Ao nascer, o bebê – celebridade Truman é levado a uma cidade
inteiramente cinematográfica, onde passa a ser criado por “pais adotivos –
atores” e a conviver com toda uma população de mesma natureza. Seu primeiro “A”
é transmitido, rendendo enorme IBOPE para a corporação televisiva. Seu primeiro
beijo, primeira namorada. Primeira decepção amorosa. Conquista do emprego.
Enfim, todas as instancias da vida de Truman são transmitidas
24 horas por dia na TV, e obviamente que, no esteio dessa situação, há uma
particularidade: Truman desconhece toda essa situação.
Somos levados então à vida do ingênuo e feliz Truman que é
amado por toda a “população” daquela cidade em que nasce, cresce e desconhece
que tudo que tenha feito é de sabedoria de todo o mundo. Truman é o símbolo perfeito
da ausência da privacidade no mundo moderno, pois, o único espaço em que não se
consegue entrar é a sua mente (ainda, ao menos, o futuro pode aproximar essa
questão).
Quem controla seu “Presente e Futuro” é o personagem
Christof, protagonizado pelo sensacional Ed Harris, que filosoficamente assume
o papel do “Criador” que controla a sua “Criatura”, situação complicada e
recorrente na história e nas lendas da Humanidade, cuja situação caótica leva
justamente ao ápice do filme: o desgarramento da criatura frente ao seu criador,
este último, curiosamente, cada vez mais afeito a sua criação.
É o que acontece na película; repentinamente Truman começa a
desconfiar de situações “estranhas” como o céu artificial que perpassa toda a
sua vida mas que nunca notara, como também a volta de seu pai que na sua infância
havia “morrido” – seu “pai” havia sido morto para que se criasse um sentimento
de solidão maior no mesmo – entre outras situações.
Investigando cada vez mais esses fatores, Truman segue então
a uma verdadeira “odisseia” em busca da descoberta de sua real existência.
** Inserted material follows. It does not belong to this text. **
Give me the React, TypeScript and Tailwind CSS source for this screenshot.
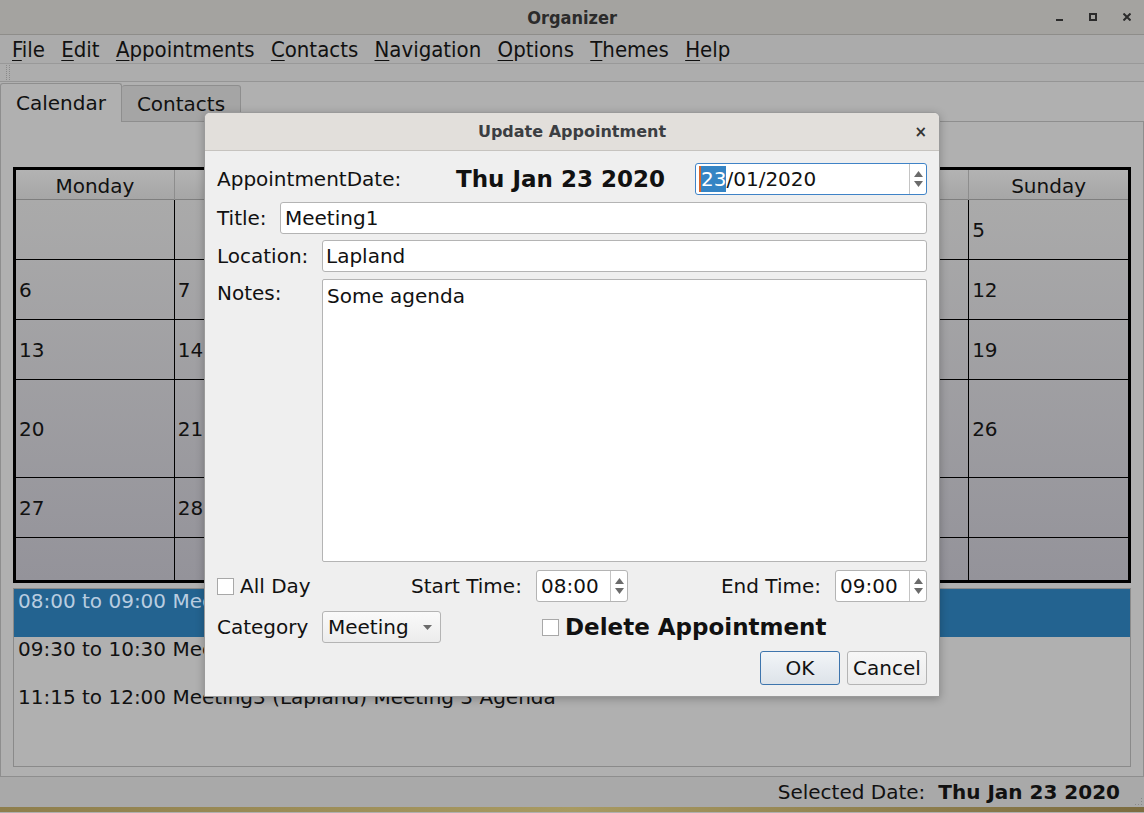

Truman se assemelha então ao sujeito do mito da caverna de Platão, que percorre
as estranhas de sua situação obscura, para se libertar daquilo que o prende a
fim de encontrar a verdade de sua existência.
É a esse caminho que Truman empreende; e o final do filme é
praticamente um thriller nesse sentido: munido de uma embarcação, Truman segue
até o fim do “mar local”, sendo sempre impedido por “trovoadas e marés fortes”
impostas por seu “Criador”.
Ao fim, Truman descobre tudo o que não desejava – ou não: sua
vida não passa de um show, de um espetáculo público, midiático, rentável, por
cerca de 30 anos de idade. A Cena final em que o jovem chora alucinadamente ao
tocar na parede do “céu” – o muro que o separa de uma vida livre – é extremamente
emocionante.
Enfim, o “Show de Truman” nos leva a refletir profundamente
em torno do modo como “coisificamos” às pessoas, a privacidade, as relações
pessoais, em suma, a tudo aquilo que compõe uma vida na sociedade contemporânea.
A partir de um caso “exagerado” é claro, somos levados a uma reflexão
minimalista, onde procuramos perceber como somos “vigiados” no dia a dia, em um
caminho que cada vez mais beira a uma situação insustentável.
Das câmeras de banco aos status das redes sociais, todos somos
sabedores da vida alheia muito mais até do que a nossa, uma tendência que é
cada vez mais contemporânea. Diante disso tudo, há de se pensar até que ponto,
somos todos nós numa mesma esfera, “criador” e “criatura” dentro de uma sociedade do espetáculo?